In this passage, however, the Apostle has a deeper thought; he is discussing here the case of one who has committed a sin that has alienated him from God, causing a cloud to come between them. It has been a repetition of sins, or something to this effect. He is spiritually sick, whether physically sick or not. The prescription for him is that he call for the Elders of the Church that they may pray over him and anoint him with oil in the name of the Lord. "The prayer of faith shall save the sick" (the spiritually sick, we think), "and though he has committed trespasses or sins they shall be forgiven him." The brother is not in a condition to advocate his own cause with the Lord, and the Lord therefore arranged it so that we should feel a sympathy with our brother and go to his relief and make intercession for him. Not that our intercessions would avail of themselves; it must be the intercession of our Advocate that would avail for the wrongs and imperfections before justice; but our Advocate may at times thus withhold himself for the good of one in error and for the sake of drawing out the sympathy of the brethren who have knowledge of the case, that they may seek to assist, remembering themselves lest they also should be tempted, lest they also should fall from their steadfastness, and that therefore the spirit of sympathy and mutual helpfulness may be encouraged in the Church.
There is nothing that would be in the way of an Elder Brother in the Church praying for one of the fellow-members of the Body of Christ or against the members of the Church praying for each other in general without special request. This would be entirely proper. If one should see a brother taking a wrong course, he should not only pray for him, but should seek to restore such a one in the spirit of humility by calling attention to the course he has taken, as wisely as he may be able; but of course the matter could not go so far under such circumstances as under the circumstances above recited--that the sick one should call for the Elders to pray for him, realizing his own need.
Not merely should the Elders pray for those whom they see going astray, but the Lord has put a special responsibility upon every member of the Church, every member of the Body, to look out for all other members to the extent of ability and opportunity, yet there could not be the same degree either of responsibility or of propriety in a younger brother in the Church attempting to correct and rebuke and exhort, etc., an Elder Brother. The Apostle says to Timothy, "Rebuke not an Elder, but entreat him as a father"; thus we see what a younger brother in the Lord's family might do, if he saw what he thought to be a deflection from the proper course. But he should feel a hesitancy about approaching the matter and feel also that he would be laboring under a disadvantage and would not be as likely to accomplish good results as if he were one of more experience. Therefore it would be wise for him to pray for the person in secret for a while, rather than be too free about giving advice. But if he finally thought it necessary, it would perhaps be wiser for him to speak to some of the Elders of the Church and ask them for their opinion; or if they thought it would be wise that the brother be spoken to by them.

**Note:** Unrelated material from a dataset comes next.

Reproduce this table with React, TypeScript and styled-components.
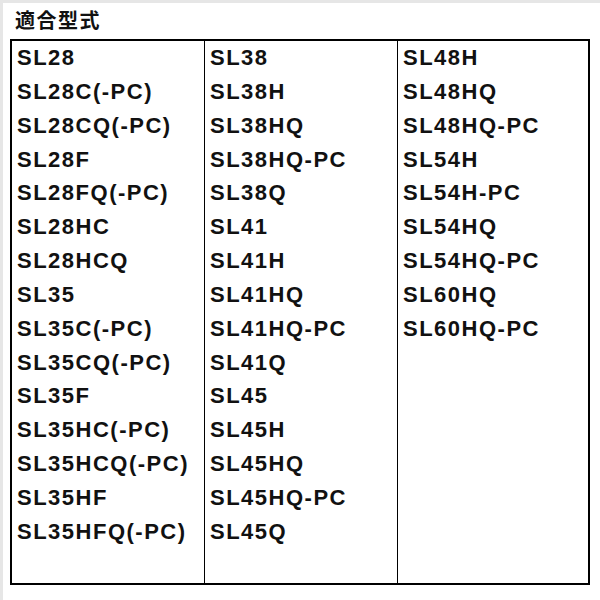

We are not supposing that he is imagining evil--"evil speaking"--about the person, but that he has some absolute knowledge about some wrong qualities of disposition, wrong course of life, something he knows to be wrong, something that is outwardly seen, something that is not merely imagined. We realize that many of the things that comprise evil speaking, etc., are purely imaginary, such as, "I thought he was going to do so," and "I thought she was doing so," or "I thought she might have been intending to do" thus and so. These things are classed with [R4598 : page 132] evil speaking. In these cases the brother should make the subject a matter of prayer to see that he is not busy-bodying in other people's affairs; that he is not setting up his judgment in a matter that is of no great importance; that it is something really serious and disastrous to the brother and dangerous to his interests as a New Creature in Christ Jesus.
The general course, however, should be to go to the person alone, as our Lord instructed in Matthew 18:15; the going to an Elder would be only in the case of some very serious matter in which the person felt that his own power to set the matter right was entirely insufficient. It is our belief that those instances would be very few. If the matter is a trespass against himself, it would be his duty to go to the person alone; if it is something against the Church or that is outwardly immoral or wrong or a violation of some recognized principle of righteousness, it would seem to be on a little different plane and would call for someone who would be more in authority, since it is not the rights of the individual that are trespassed upon, but the interests of the Church or the Truth or the Lord's cause. In such cases the Elders would no doubt be the better able to judge and would know better how to approach the matter.